Darrin Maharaj (born Toronto, Ontario), of Caribbean descent, is a Canadian television host and reporter. Maharaj was voted as one of Vancouver's most eligible bachelors by the Vancouver Sun.

==Early career and education==
Maharaj entered broadcasting at 19 as a volunteer in community radio. At CKWR 98.7 fm in Waterloo, Ontario he hosted a show called "The 2 Youts" with Eric Lohrenz DJ Lupe. The show began at the midnight-to-4am time slot then moved to prime time. "The 2 Youts" broadcast hip-hop, reggae and electronic music, interviewed popular musicians such as The Beastie Boys and Moby, and promoted local talent. Maharaj also volunteered at Rogers Community Television.
Maharaj attended the School of Broadcast Journalism at Fanshawe College in London, Ontario.

==Television==
After graduation, Maharaj worked in television in general reporting, then became the "Entertainment Videographer" for The New VR in Barrie, Ontario (now 'A' channel). He worked as the reporter, host, camera operator, editor and producer of his daily stories. This role involved travel in North America, interviews and unusual tasks such as wrestling crocodiles at Gatorland, Florida, skydiving and rock climbing.
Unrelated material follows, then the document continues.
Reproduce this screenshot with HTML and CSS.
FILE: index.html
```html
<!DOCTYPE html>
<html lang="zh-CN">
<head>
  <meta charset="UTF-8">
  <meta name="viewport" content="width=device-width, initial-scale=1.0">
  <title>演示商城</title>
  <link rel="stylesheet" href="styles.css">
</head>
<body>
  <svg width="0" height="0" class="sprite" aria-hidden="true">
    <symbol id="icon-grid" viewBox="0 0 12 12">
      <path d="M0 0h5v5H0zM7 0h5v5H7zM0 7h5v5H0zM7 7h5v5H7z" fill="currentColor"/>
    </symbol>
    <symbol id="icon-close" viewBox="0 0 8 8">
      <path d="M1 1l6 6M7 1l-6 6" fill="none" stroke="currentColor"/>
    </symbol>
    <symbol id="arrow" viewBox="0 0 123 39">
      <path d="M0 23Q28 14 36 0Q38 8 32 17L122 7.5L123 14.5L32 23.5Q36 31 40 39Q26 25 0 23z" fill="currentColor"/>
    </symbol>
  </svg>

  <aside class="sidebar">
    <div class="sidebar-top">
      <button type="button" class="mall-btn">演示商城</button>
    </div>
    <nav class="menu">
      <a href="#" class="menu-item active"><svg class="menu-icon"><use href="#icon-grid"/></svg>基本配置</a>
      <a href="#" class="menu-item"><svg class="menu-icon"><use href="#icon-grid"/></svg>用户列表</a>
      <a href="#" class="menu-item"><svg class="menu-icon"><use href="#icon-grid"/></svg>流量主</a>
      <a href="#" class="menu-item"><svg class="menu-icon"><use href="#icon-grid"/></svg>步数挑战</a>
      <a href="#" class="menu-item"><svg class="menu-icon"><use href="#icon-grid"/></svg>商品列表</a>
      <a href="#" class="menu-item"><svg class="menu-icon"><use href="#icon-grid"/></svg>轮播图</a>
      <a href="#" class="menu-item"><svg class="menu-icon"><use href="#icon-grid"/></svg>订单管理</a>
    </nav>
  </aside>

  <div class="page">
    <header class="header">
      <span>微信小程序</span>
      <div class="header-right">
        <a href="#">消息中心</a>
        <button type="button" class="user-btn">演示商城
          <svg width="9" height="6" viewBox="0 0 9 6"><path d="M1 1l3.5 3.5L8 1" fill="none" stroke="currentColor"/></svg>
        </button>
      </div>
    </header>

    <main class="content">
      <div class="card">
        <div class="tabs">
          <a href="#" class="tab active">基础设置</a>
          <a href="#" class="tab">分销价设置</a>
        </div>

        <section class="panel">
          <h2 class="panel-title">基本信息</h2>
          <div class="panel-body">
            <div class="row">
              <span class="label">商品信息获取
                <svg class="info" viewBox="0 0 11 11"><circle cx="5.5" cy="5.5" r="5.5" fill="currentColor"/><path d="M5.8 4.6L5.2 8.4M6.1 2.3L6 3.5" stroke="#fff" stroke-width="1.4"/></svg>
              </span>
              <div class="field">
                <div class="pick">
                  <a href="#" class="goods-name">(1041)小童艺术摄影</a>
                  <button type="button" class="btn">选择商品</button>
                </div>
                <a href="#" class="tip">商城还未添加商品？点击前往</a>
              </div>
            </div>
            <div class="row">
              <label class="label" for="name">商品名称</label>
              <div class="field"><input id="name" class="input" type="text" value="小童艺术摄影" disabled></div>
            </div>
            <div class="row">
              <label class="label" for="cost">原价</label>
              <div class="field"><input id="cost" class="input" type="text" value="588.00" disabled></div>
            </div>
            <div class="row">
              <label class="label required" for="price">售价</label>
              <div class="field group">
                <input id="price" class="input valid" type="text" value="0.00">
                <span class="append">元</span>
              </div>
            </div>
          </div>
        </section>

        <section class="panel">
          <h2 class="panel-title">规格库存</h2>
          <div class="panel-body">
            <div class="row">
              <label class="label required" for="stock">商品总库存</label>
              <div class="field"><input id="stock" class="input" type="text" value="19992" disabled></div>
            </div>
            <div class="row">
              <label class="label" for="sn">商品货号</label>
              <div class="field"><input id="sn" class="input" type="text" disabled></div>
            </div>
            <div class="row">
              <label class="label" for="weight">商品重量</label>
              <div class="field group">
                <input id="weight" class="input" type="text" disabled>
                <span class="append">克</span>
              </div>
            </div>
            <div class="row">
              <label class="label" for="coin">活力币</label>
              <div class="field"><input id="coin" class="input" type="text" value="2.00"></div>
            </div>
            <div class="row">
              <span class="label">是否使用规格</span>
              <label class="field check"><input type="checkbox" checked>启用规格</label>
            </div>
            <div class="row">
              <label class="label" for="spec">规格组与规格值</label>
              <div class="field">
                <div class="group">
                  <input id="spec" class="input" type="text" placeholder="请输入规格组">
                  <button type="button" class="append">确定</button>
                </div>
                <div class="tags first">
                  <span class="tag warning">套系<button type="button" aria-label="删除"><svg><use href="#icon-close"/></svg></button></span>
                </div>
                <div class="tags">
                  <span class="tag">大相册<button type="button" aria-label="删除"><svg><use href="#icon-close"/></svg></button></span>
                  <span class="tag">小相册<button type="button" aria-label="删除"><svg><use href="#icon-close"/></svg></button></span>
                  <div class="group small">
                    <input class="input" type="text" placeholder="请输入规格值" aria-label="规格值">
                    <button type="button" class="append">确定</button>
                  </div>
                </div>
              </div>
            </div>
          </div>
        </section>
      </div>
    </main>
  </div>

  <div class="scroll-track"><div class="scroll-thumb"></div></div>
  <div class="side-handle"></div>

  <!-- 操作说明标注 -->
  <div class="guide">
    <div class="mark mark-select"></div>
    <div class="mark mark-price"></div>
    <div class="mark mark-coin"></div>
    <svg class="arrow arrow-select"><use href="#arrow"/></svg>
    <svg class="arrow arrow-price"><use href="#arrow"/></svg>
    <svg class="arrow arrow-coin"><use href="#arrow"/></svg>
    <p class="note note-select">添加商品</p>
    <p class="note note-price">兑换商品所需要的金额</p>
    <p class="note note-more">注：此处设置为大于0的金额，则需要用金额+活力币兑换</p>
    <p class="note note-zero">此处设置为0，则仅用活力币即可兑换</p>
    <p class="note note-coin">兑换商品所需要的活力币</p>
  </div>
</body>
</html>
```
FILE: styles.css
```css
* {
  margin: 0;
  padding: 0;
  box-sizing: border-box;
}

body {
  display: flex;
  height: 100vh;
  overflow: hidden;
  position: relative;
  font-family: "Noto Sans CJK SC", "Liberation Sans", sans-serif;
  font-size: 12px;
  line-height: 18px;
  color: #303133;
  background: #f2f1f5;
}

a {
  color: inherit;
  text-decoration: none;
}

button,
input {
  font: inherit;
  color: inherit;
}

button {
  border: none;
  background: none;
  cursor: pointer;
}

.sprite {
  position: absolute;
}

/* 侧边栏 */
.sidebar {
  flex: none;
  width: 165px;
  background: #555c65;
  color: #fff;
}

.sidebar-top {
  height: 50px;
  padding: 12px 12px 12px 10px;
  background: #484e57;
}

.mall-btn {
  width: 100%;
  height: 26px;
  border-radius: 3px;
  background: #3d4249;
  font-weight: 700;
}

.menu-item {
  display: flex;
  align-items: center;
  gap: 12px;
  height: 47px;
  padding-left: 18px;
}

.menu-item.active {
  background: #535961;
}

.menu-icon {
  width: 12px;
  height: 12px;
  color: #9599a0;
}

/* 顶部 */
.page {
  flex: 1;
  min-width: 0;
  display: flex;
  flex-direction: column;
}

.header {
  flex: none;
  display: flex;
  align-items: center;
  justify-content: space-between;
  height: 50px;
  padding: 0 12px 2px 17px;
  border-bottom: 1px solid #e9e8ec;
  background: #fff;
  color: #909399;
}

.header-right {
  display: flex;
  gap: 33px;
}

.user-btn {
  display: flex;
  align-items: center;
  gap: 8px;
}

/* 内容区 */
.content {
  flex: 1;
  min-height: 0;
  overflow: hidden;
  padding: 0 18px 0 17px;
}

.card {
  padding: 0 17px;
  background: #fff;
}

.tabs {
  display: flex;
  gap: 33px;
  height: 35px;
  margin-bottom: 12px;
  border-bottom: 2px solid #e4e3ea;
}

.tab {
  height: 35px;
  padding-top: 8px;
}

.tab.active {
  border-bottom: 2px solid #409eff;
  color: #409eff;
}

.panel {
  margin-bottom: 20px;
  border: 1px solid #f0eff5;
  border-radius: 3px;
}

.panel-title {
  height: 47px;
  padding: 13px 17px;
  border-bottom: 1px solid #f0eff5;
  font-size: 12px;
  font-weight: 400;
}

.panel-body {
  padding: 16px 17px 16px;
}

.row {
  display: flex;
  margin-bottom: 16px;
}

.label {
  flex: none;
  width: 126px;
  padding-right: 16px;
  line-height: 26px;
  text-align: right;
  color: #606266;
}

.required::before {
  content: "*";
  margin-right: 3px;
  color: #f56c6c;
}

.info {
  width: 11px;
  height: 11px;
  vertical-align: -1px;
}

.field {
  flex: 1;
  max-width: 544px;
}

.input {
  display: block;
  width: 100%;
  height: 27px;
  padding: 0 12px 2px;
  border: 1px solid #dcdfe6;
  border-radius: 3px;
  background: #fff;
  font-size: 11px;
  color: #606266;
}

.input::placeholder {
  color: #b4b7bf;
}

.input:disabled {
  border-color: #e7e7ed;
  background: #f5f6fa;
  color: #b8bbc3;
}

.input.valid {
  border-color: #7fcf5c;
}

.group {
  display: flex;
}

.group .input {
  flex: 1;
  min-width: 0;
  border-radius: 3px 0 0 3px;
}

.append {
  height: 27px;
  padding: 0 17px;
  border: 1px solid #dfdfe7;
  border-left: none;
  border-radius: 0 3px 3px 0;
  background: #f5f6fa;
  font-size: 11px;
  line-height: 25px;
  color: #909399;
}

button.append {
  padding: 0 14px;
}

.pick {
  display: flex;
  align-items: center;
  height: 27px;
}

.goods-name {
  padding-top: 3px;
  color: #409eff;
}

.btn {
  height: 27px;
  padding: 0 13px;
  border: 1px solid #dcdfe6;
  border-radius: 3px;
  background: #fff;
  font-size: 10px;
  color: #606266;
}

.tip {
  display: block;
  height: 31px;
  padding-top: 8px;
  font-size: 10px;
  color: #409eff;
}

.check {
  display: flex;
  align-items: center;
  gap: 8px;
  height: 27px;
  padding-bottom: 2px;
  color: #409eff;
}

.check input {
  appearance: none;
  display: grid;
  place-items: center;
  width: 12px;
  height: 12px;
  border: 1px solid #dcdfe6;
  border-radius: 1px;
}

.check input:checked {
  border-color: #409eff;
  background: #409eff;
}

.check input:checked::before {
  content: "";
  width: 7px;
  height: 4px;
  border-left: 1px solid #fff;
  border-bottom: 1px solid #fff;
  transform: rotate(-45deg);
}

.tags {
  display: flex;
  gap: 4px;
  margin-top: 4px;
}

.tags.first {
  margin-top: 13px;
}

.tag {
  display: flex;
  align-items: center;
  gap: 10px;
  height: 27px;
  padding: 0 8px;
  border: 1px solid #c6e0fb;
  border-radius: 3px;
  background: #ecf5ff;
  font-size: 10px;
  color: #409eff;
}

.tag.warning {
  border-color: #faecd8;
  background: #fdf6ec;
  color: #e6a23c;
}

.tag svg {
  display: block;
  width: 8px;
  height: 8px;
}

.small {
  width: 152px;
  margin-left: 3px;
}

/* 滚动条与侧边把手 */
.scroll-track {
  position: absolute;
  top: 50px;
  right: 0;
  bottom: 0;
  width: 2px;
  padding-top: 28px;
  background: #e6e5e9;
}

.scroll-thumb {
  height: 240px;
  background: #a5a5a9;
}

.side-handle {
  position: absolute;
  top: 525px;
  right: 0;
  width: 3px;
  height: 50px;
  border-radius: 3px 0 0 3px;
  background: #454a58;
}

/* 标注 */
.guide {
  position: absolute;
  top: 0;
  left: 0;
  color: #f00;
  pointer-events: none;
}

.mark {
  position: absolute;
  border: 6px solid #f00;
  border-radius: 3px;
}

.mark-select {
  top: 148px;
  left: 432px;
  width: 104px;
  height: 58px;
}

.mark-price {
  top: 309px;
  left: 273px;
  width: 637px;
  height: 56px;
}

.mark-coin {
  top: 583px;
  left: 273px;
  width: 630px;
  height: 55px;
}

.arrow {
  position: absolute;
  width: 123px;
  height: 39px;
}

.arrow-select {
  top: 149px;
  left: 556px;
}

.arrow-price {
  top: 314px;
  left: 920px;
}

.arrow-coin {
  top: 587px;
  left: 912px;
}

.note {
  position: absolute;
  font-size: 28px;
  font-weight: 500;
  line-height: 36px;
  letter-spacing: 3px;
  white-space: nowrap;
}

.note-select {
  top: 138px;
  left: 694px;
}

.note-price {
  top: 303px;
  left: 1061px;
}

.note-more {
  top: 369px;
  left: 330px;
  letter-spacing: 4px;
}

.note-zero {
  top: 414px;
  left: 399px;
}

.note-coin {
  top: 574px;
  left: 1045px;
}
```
In 2002, Maharaj participated in the launch of CHUM Television's newest station, Citytv (CKVU), in Vancouver as their "entertainment specialist". On his first day at the station, he was sent to interview Pamela Anderson at her beach home in Malibu, California, where met the designer & photographer, Karl Lagerfeld, during the interview. Lagerfeld was present to photograph Anderson and unexpectedly photographed Maharaj sitting in the front seat of Anderson's Viper.
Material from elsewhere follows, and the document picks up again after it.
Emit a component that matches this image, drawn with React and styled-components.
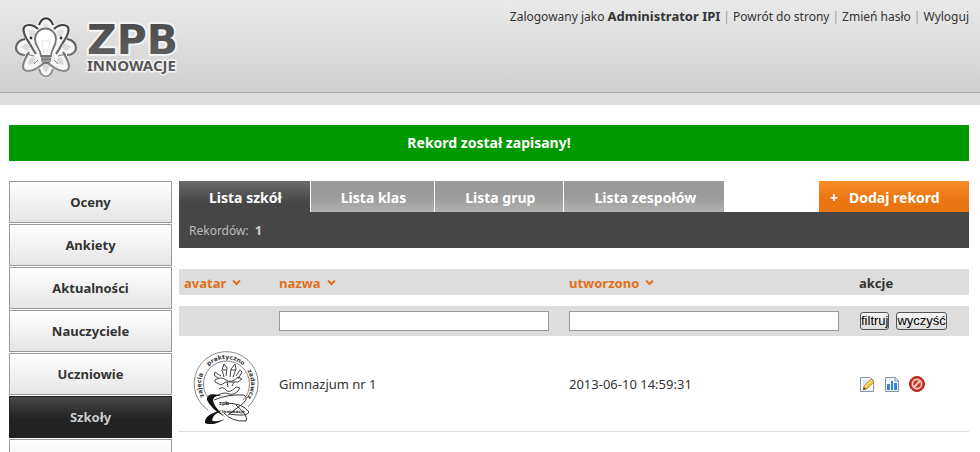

Other works included reading ten newscasts per week, hosting live cut ins and hosting season finales for programs such as "The Bachelor" and "America's Next Top Model". After 4 years with Citytv Vancouver, Maharaj returned to SunTV, Toronto as a host on "Inside Jam!" and co-host on "Canoe-Live"
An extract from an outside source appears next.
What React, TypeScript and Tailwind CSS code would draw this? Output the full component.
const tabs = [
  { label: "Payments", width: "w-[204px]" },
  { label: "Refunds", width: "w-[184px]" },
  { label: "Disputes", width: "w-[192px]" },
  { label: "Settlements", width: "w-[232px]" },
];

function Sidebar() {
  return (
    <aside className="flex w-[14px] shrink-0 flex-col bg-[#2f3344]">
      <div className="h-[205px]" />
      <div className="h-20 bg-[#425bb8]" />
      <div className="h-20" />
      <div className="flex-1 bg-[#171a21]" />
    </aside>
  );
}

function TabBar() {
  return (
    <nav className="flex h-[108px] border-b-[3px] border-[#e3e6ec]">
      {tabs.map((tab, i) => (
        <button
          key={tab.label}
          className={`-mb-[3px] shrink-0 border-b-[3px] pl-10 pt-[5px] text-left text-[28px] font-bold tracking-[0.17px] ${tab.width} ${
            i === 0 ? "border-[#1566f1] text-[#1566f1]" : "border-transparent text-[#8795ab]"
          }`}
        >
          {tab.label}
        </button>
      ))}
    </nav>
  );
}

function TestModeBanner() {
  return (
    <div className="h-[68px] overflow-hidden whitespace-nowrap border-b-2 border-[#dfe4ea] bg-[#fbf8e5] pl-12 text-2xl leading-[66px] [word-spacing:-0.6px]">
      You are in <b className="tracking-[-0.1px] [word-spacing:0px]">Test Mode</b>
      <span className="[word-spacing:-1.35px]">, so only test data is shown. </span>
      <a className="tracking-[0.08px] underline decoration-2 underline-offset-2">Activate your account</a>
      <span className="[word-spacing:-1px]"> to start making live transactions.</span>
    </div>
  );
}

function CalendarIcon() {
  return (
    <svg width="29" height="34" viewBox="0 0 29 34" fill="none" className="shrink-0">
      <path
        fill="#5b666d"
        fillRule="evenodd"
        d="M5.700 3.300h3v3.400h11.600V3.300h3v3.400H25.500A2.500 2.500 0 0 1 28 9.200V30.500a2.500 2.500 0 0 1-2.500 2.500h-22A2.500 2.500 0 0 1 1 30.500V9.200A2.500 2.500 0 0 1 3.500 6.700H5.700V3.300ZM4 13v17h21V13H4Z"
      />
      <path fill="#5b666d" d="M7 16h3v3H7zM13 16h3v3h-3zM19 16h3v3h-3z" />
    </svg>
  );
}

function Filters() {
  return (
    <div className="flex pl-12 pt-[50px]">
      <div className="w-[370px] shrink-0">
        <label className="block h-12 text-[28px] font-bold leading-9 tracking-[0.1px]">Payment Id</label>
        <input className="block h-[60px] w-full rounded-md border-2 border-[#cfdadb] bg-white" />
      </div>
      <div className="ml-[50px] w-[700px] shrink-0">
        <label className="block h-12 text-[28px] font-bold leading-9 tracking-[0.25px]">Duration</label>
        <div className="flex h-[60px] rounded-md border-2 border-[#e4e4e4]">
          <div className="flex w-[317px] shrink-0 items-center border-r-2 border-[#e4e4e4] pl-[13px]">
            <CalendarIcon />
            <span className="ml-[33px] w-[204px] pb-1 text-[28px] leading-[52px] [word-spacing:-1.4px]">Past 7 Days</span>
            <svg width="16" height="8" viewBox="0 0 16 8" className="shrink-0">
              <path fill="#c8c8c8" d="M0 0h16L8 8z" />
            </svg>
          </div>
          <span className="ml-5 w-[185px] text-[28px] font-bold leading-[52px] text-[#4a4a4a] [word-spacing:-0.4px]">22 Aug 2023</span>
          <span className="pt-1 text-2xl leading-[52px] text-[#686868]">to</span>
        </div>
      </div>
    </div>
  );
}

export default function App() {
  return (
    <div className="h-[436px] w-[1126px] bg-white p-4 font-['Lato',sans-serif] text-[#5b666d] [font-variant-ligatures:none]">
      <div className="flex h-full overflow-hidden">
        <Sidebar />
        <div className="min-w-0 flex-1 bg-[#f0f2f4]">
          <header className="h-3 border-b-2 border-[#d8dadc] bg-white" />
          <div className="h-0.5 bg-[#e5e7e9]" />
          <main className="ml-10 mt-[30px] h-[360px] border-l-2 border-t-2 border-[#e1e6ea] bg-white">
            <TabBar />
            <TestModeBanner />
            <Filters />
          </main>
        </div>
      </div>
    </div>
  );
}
In January 2007, Maharaj left SunTV to work with his friend and mentor, Moses Znaimer. Maharaj became the host and reporter for Znaimer's production company MZTV and host for TELUS TV. Ironically, he is often cast as a hard hitting news reporter.

==Film==
Maharaj has appeared in episodes of the sci-fi series The Collector. He also appeared in the feature, The Exorcism Of Emily Rose with Laura Linney.

==Directing==
Maharaj worked with Antoine Fuqua on the film Shooter starring Mark Wahlberg.